Immediately after the fire, citizens of Haarlem collected money to pay for the rebuilding of the mill. The owner of the mill, Vereniging De Hollande Molen, started a collection and the result was 3,000 guilders. The insurance money, 12.165 guilders, had to be used to pay off the mortgage on the mill.

The municipality of Haarlem made 10,000 guilders, a large amount of money, available in 1938 for the renovation of the mill, but this was overruled by the provincial council because of the bad economic situation. The renovation had to be postponed until the economic situation improved (1930s).

In 1963 the Haarlem municipality became owner of the mill and tried to restore it. That failed, however, due to a lack of funds.

In September 1985 a plan was presented by the architects Braaksma and Roos for renovation of the Scheepsmakersdijk; and their plan included a renovated windmill. In 1995 detailed plans were made by the Haarlem municipality and on April 21, 1999, the first pole was put in the ground.

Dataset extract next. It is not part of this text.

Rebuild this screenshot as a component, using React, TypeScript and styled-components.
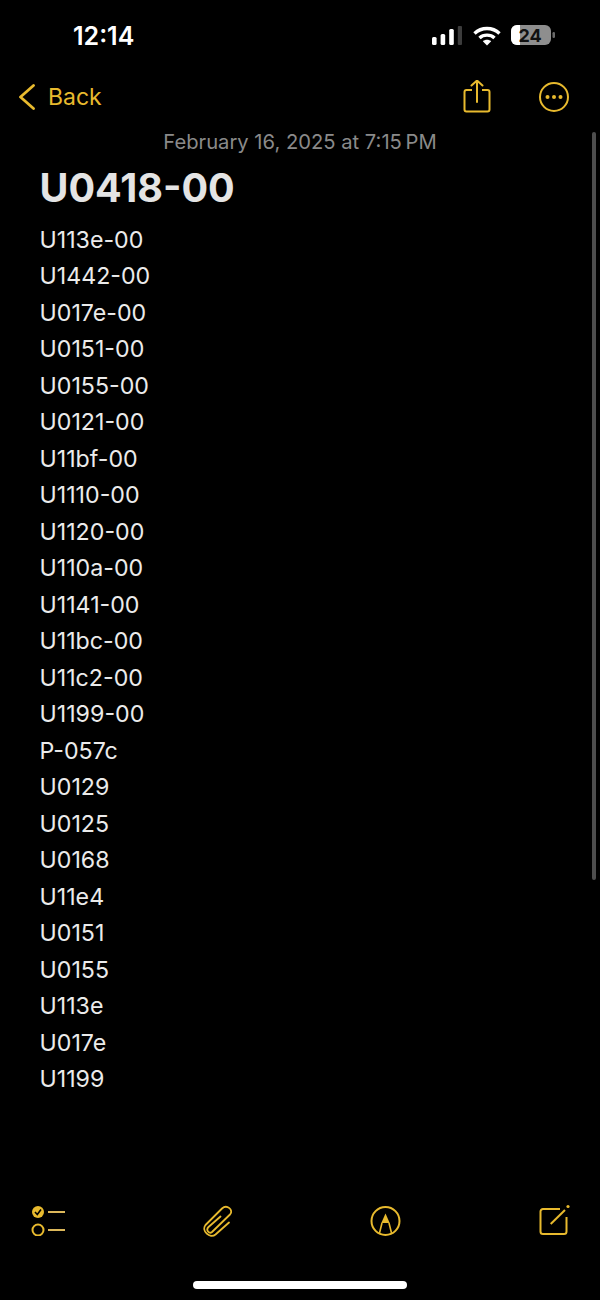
import React from "react";
import styled, { createGlobalStyle } from "styled-components";

const Global = createGlobalStyle`
  html, body { margin: 0; padding: 0; background: #000; }
  #root { width: 600px; height: 1300px; }
`;

const Gold = "#e8ba2e";

const Page = styled.div`
  position: relative;
  width: 600px;
  height: 1300px;
  overflow: hidden;
  background: #000;
  display: flex;
  flex-direction: column;
  font-family: Inter, "Liberation Sans", sans-serif;
  color: #f2f2f2;
`;
const StatusBar = styled.div`
  height: 72px;
  display: flex;
  align-items: flex-start;
  justify-content: space-between;
  padding: 0 44px 0 73px;
  box-sizing: border-box;
`;
const Clock = styled.div`
  font-size: 25px;
  font-weight: 600;
  line-height: 30px;
  margin-top: 21px;
  color: #fff;
`;
const StatusIcons = styled.div`
  display: flex;
  align-items: center;
  margin-top: 24px;
  height: 24px;
`;
const NavBar = styled.div`
  height: 50px;
  display: flex;
  align-items: center;
  padding: 0 31px 0 18px;
  color: ${Gold};
`;
const BackLabel = styled.span`
  font-size: 23px;
  margin-left: 12px;
  color: ${Gold};
  flex: 1;
`;
const Icon = styled.svg<{ $left?: number; $right?: number }>`
  display: block;
  flex: none;
  margin-left: ${(p) => p.$left ?? 0}px;
  margin-right: ${(p) => p.$right ?? 0}px;
`;
const DateLine = styled.div`
  text-align: center;
  font-size: 20.2px;
  line-height: 28px;
  color: #8a8a8a;
  margin-top: 5.5px;
`;
const Note = styled.div`
  padding: 0 39.5px;
`;
const Title = styled.h1`
  margin: 9.5px 0 10.5px;
  font-size: 39.5px;
  line-height: 46px;
  font-weight: 700;
  color: #e4e4e4;
`;
const Line = styled.div`
  font-size: 23.2px;
  line-height: 36.52px;
  color: #ebebeb;
`;
const Toolbar = styled.div`
  margin-top: auto;
  display: flex;
  justify-content: space-between;
  align-items: center;
  padding: 0 29px 0 31px;
  height: 48px;
`;
const HomeZone = styled.div`
  height: 56px;
  display: flex;
  justify-content: center;
  align-items: flex-end;
  padding-bottom: 11px;
  box-sizing: border-box;
`;
const HomeBar = styled.div`
  width: 214px;
  height: 8px;
  border-radius: 4px;
  background: #fff;
`;
const Scroll = styled.div`
  position: absolute;
  right: 4px;
  top: 132px;
  width: 4px;
  height: 748px;
  border-radius: 2px;
  background: #4e4e4e;
`;

const lines = [
  "U113e-00","U1442-00","U017e-00","U0151-00","U0155-00","U0121-00","U11bf-00","U1110-00",
  "U1120-00","U110a-00","U1141-00","U11bc-00","U11c2-00","U1199-00","P-057c","U0129","U0125",
  "U0168","U11e4","U0151","U0155","U113e","U017e","U1199",
];

export default function App() {
  return (
    <Page>
      <Global />
      <StatusBar>
        <Clock>12:14</Clock>
        <StatusIcons>
          <Icon width="30" height="20" viewBox="0 0 30 20">
            <rect x="0" y="11" width="4.6" height="8" rx="1.5" fill="#fff" />
            <rect x="8.6" y="8" width="4.6" height="11" rx="1.5" fill="#fff" />
            <rect x="17.2" y="3" width="4.6" height="16" rx="1.5" fill="#fff" />
            <rect x="25.8" y="0" width="4.2" height="19" rx="1" fill="#3c3c3c" />
          </Icon>
          <Icon width="28" height="20" viewBox="0 0 28 20" $left={11}>
            <path d="M1.5 7.5C8.5 .8 19.5 .8 26.5 7.5" fill="none" stroke="#fff" strokeWidth="3.4" />
            <path d="M6.5 12C10.5 8.2 17.5 8.2 21.5 12" fill="none" stroke="#fff" strokeWidth="3.4" />
            <path d="M14 19.5L9.8 15.2C12 13.2 16 13.2 18.2 15.2Z" fill="#fff" />
          </Icon>
          <Icon width="46" height="22" viewBox="0 0 46 22" $left={9}>
            <rect x="1" y="0" width="40" height="20" rx="6" fill="#8e8e8e" />
            <path d="M7 0H10V20H7A6 6 0 0 1 1 14V6A6 6 0 0 1 7 0Z" fill="#fff" />
            <rect x="42.5" y="7" width="2.5" height="6" rx="1.2" fill="#6a6a6a" />
            <text x="20" y="17" fontFamily="Inter, sans-serif" fontSize="18" fontWeight="700" fill="#111" textAnchor="middle">24</text>
          </Icon>
        </StatusIcons>
      </StatusBar>
      <NavBar>
        <Icon width="18" height="26" viewBox="0 0 18 26">
          <path d="M15.5 1.5L2.5 13L15.5 24.5" fill="none" stroke={Gold} strokeWidth="2.8" strokeLinecap="round" strokeLinejoin="round" />
        </Icon>
        <BackLabel>Back</BackLabel>
        <Icon width="28" height="34" viewBox="0 0 28 34" $right={48}>
          <path d="M9 10H3.5A2 2 0 0 0 1.5 12V29.5A2 2 0 0 0 3.5 31.5H24.5A2 2 0 0 0 26.5 29.5V12A2 2 0 0 0 24.5 10H19" fill="none" stroke={Gold} strokeWidth="2" />
          <path d="M14 22V1M8.5 5.5L14 .5L19.5 5.5" fill="none" stroke={Gold} strokeWidth="2" strokeLinecap="round" strokeLinejoin="round" />
        </Icon>
        <Icon width="30" height="30" viewBox="0 0 30 30">
          <circle cx="15" cy="15" r="14" fill="none" stroke={Gold} strokeWidth="2" />
          <circle cx="8.5" cy="15" r="2" fill={Gold} />
          <circle cx="15" cy="15" r="2" fill={Gold} />
          <circle cx="21.5" cy="15" r="2" fill={Gold} />
        </Icon>
      </NavBar>
      <DateLine>February 16, 2025 at 7:15{"\u2009"}PM</DateLine>
      <Note>
        <Title>U0418-00</Title>
        {lines.map((l, i) => <Line key={i}>{l}</Line>)}
      </Note>
      <Toolbar>
        <Icon width="34" height="32" viewBox="0 0 34 32">
          <circle cx="7" cy="8" r="6" fill={Gold} />
          <path d="M4 8L6.3 10.5L10 5.5" fill="none" stroke="#000" strokeWidth="1.6" />
          <path d="M17 8H34M17 26H34" stroke="#dcb75a" strokeWidth="1.8" />
          <circle cx="7" cy="26" r="5.5" fill="none" stroke={Gold} strokeWidth="2" />
        </Icon>
        <Icon width="30" height="34" viewBox="0 0 30 34">
          <path d="M27 19.5L13.5 31.5C8 36 -1 28 3.5 22L20 5.5C25 1 32 7 28 11.5L10 29C7 31.5 3.5 27 6.5 24L18.5 13.5" fill="none" stroke={Gold} strokeWidth="1.8" strokeLinecap="round" strokeLinejoin="round" />
        </Icon>
        <Icon width="32" height="32" viewBox="0 0 32 32">
          <circle cx="15.5" cy="17" r="14" fill="none" stroke={Gold} strokeWidth="2" />
          <path d="M12 19L9.5 29M19 19L21.5 29" fill="none" stroke={Gold} strokeWidth="1.6" />
          <path d="M15.5 9.5L19.7 19H11.3Z" fill={Gold} />
        </Icon>
        <Icon width="32" height="32" viewBox="0 0 32 32">
          <path d="M21 5H4A2.5 2.5 0 0 0 1.5 7.5V27.5A2.5 2.5 0 0 0 4 30H25A2.5 2.5 0 0 0 27.5 27.5V13" fill="none" stroke={Gold} strokeWidth="2" />
          <path d="M11.7 20L26 6" stroke={Gold} strokeWidth="2" />
          <circle cx="29" cy="2.5" r="1.6" fill={Gold} />
        </Icon>
      </Toolbar>
      <HomeZone><HomeBar /></HomeZone>
      <Scroll />
    </Page>
  );
}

De Adriaan was rebuilt on the original foundations of the old windmill. Windmill De Adriaan was reopened on April 23, 2002, exactly 70 years after the fire. The current owner is Stichting Molen De Adriaan.

==Tourist attraction==
The windmill is fully functional, and is capable of grinding grain. However, it is not often in use - it works for tourists, mostly on Saturdays and holidays. Inside the windmill is a small museum, and the interior can be seen.